Back up band in the 1970s and 1980s

The Aggrovators were a Jamaican dub/reggae backing band in the 1970s and 1980s, and one of the main session bands of producer Bunny Lee. The line-up varied, with Lee using the name for whichever set of musicians he was using at any time. The band's name derived from the record shop that Lee had run in the late 1960s, Agro Sounds. Alumni of the band included many musicians who later went on to make names for themselves in reggae music. Musicians such as Jackie Mittoo, Sly and Robbie, Tommy McCook, and Aston Barrett were all involved with the band at one point or another.
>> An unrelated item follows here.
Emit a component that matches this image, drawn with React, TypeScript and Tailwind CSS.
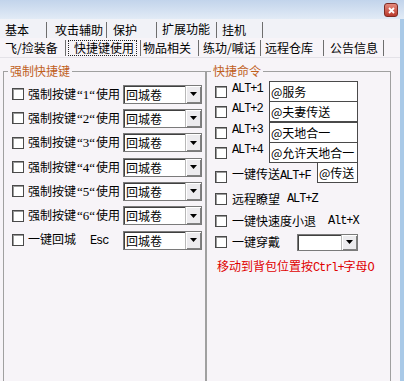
import React from 'react';

const mono = "font-['Liberation_Mono',monospace] text-[12px] tracking-[-1.1px]";

function Check() {
  return (
    <span className="inline-block w-[12px] h-[12px] shrink-0 border border-[#4a4a4a] bg-white shadow-[inset_1px_1px_0_#9a9a9a]" />
  );
}

function Arrow() {
  return (
    <svg width="7" height="4" viewBox="0 0 7 4">
      <polygon points="0,0 7,0 3.5,4" fill="#000" />
    </svg>
  );
}

function Combo({ value, w, h }: { value?: string; w: string; h: string }) {
  return (
    <div
      className={`flex ${w} ${h} shrink-0 border border-[#7a7a7a] bg-white shadow-[inset_1px_1px_0_#404040]`}
    >
      <span className="flex-1 pl-[2px] pt-[1px] leading-[15px] overflow-hidden whitespace-nowrap">
        {value}
      </span>
      <span className="flex w-[16px] items-center justify-center bg-[#ecebee] border-l border-[#b8b8b8] shadow-[inset_1px_1px_0_#ffffff,inset_-1px_-1px_0_#808080]">
        <Arrow />
      </span>
    </div>
  );
}

const topTabs = [
  { label: '基本', w: 'w-[45px]', pl: 'pl-[3px]' },
  { label: '攻击辅助', w: 'w-[60px]', pl: 'pl-[8px]' },
  { label: '保护', w: 'w-[50px]', pl: 'pl-[6px]' },
  { label: '扩展功能', w: 'w-[60px]', pl: 'pl-[5px]', active: true },
  { label: '挂机', w: 'w-[46px]', pl: 'pl-[5px]' },
];

const subTabs = [
  { label: '飞/捡装备', w: 'w-[64px]', pl: 'pl-[3px]' },
  { label: '快捷键使用', w: 'w-[75px]', pl: 'pl-[2px]', active: true },
  { label: '物品相关', w: 'w-[58px]', pl: 'pl-[2px]' },
  { label: '练功/喊话', w: 'w-[62px]', pl: 'pl-[4px]' },
  { label: '远程仓库', w: 'w-[63px]', pl: 'pl-[4px]' },
  { label: '公告信息', w: 'w-[60px]', pl: 'pl-[6px]' },
];

const forceKeys = ['1', '2', '3', '4', '5', '6'];

const altCmds = [
  { key: 'ALT+1', value: '@服务' },
  { key: 'ALT+2', value: '@夫妻传送' },
  { key: 'ALT+3', value: '@天地合一' },
  { key: 'ALT+4', value: '@允许天地合一' },
];

export default function App() {
  return (
    <div className="w-[404px] h-[381px] overflow-hidden bg-[#f7f4f8] text-[12px] text-black font-['Noto_Sans_CJK_SC','Noto_Sans',sans-serif]">
      {/* title strip */}
      <div className="flex h-[19px] justify-end pr-[6px] pt-[3px] bg-gradient-to-b from-[#c2d4eb] to-[#e2ebf6]">
        <div className="flex w-[14px] h-[14px] items-center justify-center rounded-[3px] border border-[#7d2c24] bg-gradient-to-b from-[#e4897c] to-[#b9382c]">
          <svg width="7" height="7" viewBox="0 0 7 7">
            <path d="M1 1 L6 6 M6 1 L1 6" stroke="#fff" strokeWidth="1.8" />
          </svg>
        </div>
      </div>

      <div className="flex">
        <div className="w-[400px]">
          {/* tab row 1 */}
          <div className="flex h-[19px] items-end pl-[2px] bg-[#f1f2f7]">
            {topTabs.map((t) => (
              <div
                key={t.label}
                className={`flex ${t.w} ${t.pl} h-[16px] border-r border-[#6e6e6e] ${t.active ? 'items-start' : 'items-center'}`}
              >
                <span className="leading-[14px] whitespace-nowrap">{t.label}</span>
              </div>
            ))}
          </div>

          {/* tab row 2 */}
          <div className="flex h-[20px] items-end pl-[2px] pb-[1px] border-b border-[#e4e2e8]">
            {subTabs.map((t) => (
              <div key={t.label} className={`flex ${t.w} ${t.pl} h-[16px] items-center border-r border-[#6e6e6e]`}>
                {t.active ? (
                  <span className="h-[16px] border border-dotted border-[#222] pl-[5px] pr-[2px] leading-[14px] whitespace-nowrap">
                    {t.label}
                  </span>
                ) : (
                  <span className="leading-[14px] whitespace-nowrap">{t.label}</span>
                )}
              </div>
            ))}
          </div>

          {/* content */}
          <div className="flex pl-[3px] pt-[6px]">
            <fieldset className="w-[203px] h-[330px] shrink-0 border border-[#a0a0a0]">
              <legend className="ml-[4px] px-[2px] leading-[14px] text-[#c0601c]">强制快捷键</legend>
              <div className="flex flex-col pl-[8px] pt-[4px]">
                {forceKeys.map((k) => (
                  <div key={k} className="flex h-[24.33px] items-center">
                    <Check />
                    <span className="ml-[4px] w-[95px] leading-[14px] whitespace-nowrap">
                      强制按键
                      <span className="font-['Liberation_Serif',serif] text-[13px] px-[1px]">“{k}“</span>
                      使用
                    </span>
                    <Combo value="回城卷" w="w-[79px]" h="h-[19px]" />
                  </div>
                ))}
                <div className="flex h-[24.33px] items-center">
                  <Check />
                  <span className="ml-[4px] w-[95px] leading-[14px] whitespace-nowrap">
                    一键回城<span className={`ml-[14px] ${mono}`}>Esc</span>
                  </span>
                  <Combo value="回城卷" w="w-[79px]" h="h-[19px]" />
                </div>
              </div>
            </fieldset>

            <fieldset className="w-[185px] h-[330px] shrink-0 border border-[#a0a0a0]">
              <legend className="ml-[4px] px-[2px] leading-[14px] text-[#c0601c]">快捷命令</legend>
              <div className="flex flex-col pl-[8px] pt-[3px]">
                {altCmds.map((c) => (
                  <div key={c.key} className="flex h-[20.25px] items-start">
                    <span className="mt-[3px]">
                      <Check />
                    </span>
                    <span className={`ml-[5px] mt-[1px] w-[37px] leading-[14px] ${mono}`}>{c.key}</span>
                    <div className="w-[89px] h-[21px] shrink-0 border border-[#4a4a4a] bg-white pl-[1px] leading-[19px] whitespace-nowrap">
                      {c.value}
                    </div>
                  </div>
                ))}
                <div className="flex h-[20.25px] items-start">
                  <span className="mt-[7px]">
                    <Check />
                  </span>
                  <span className="ml-[5px] mt-[5px] w-[85px] leading-[14px] whitespace-nowrap">
                    一键传送<span className={mono}>ALT+F</span>
                  </span>
                  <div className="w-[41px] h-[21px] shrink-0 border border-[#4a4a4a] bg-white pl-[1px] leading-[19px] whitespace-nowrap">
                    @传送
                  </div>
                </div>

                <div className="mt-[6px] flex h-[21.5px] items-center">
                  <Check />
                  <span className="ml-[5px] leading-[14px]">远程瞭望</span>
                  <span className={`ml-[7px] ${mono}`}>ALT+Z</span>
                </div>
                <div className="flex h-[21.5px] items-center">
                  <Check />
                  <span className="ml-[5px] leading-[14px]">一键快速度小退</span>
                  <span className={`ml-[12px] ${mono}`}>Alt+X</span>
                </div>
                <div className="flex h-[21.5px] items-center">
                  <Check />
                  <span className="ml-[5px] w-[65px] leading-[14px]">一键穿戴</span>
                  <Combo w="w-[61px]" h="h-[17px]" />
                </div>

                <div className="mt-[6px] ml-[2px] leading-[14px] text-[#e00000] whitespace-nowrap">
                  移动到背包位置按<span className={mono}>Ctrl+</span>字母<span className={mono}>O</span>
                </div>
              </div>
            </fieldset>
          </div>
        </div>
        <div className="w-[4px] self-stretch bg-[#a9c9e7]" />
      </div>
    </div>
  );
}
Other regular members included Carlton "Santa" Davis, Earl "Chinna" Smith, George "Fully" Fullwood, Ansel Collins, Bernard "Touter" Harvey, Tony Chin, Bobby Ellis, and Vin Gordon. The band recorded Lee's most popular output from the 1970s, with the instrumental B-sides of Lee's single releases on the Jackpot and Justice labels generally credited to The Aggrovators and mixed by King Tubby.

==Discography==
===Albums===
- 1975 - Shalom Dub (King Tubby & The Aggrovators)
- 1975 - Brass Rockers (Tommy McCook & The Aggravators)
- 1975 - Cookin (Tommy McCook & The Aggrovators)
- 1975 - King Tubby Meets The Aggrovators at Dub Station (Tommy McCook & The Aggrovators)
- 1975 - Show Case (Tommy McCook & The Aggrovators)
- 1976 - Rasta Dub 76
- 1976 - Reggae Stones Dub
- 1977 - Kaya Dub
- 1977 - Aggrovators Meets The Revolutioners at Channel One Studios
- 1977 - Disco Rockers (Tommy McCook & The Aggrovators) ( Hot Lava)
- 1978 - Guerilla Dub (The Aggrovators & The Revolutionaries)
- 1978 - Jammies in Lion Dub Style
- 1979 - Rockers Almighty Dub (The Aggrovators & The Revolutionaries)
- 197X - Presents Super Dub Disco Style (Bunny Lee & The Aggrovators)
- 1982 - Dubbing in the Back Yard (King Tubby & The Aggrovators)
- 1983 - Scientist Presents Neville Brown with the Aggrovators at Channel One
- 1990 - King Tubby's "Controls"
- 2007 - @ King Tubby's Studio
- 2017 - Aggrovating The Rhythm at Channel One - Rare Dubs 1976-1979

===Compilations===
- 1975-77 - Bionic Dub (The Aggrovators & King Tubby & Bunny Lee)
- 197X - Bunny Lee Meets King Tubby & Aggrovators
- 1973-77 - Creation Dub (The Aggrovators & King Tubby)
- 1974-76 - Dub Jackpot (The Aggrovators & King Tubby)
- 1975-76 - Dub Justice
- 1975-79 - Dub Gone Crazy (The Aggrovators & King Tubby)
- 1973-78 - Dubbing It Studio 1 Style
- 1975-77 - Foundation of Dub (King Tubby & The Aggrovators)
- 197X - Instrumental Reggae (The Aggrovators featuring Bobby Ellis & Tommy McCook)
- 1975-76 - Johnny in the Echo Chamber
- 1973-77 - Straight To I Roy Head (Bunny Lee & King Tubby & The Aggrovators)
- 2005 - The Rough Guide to Dub (Various artists, World Music Network)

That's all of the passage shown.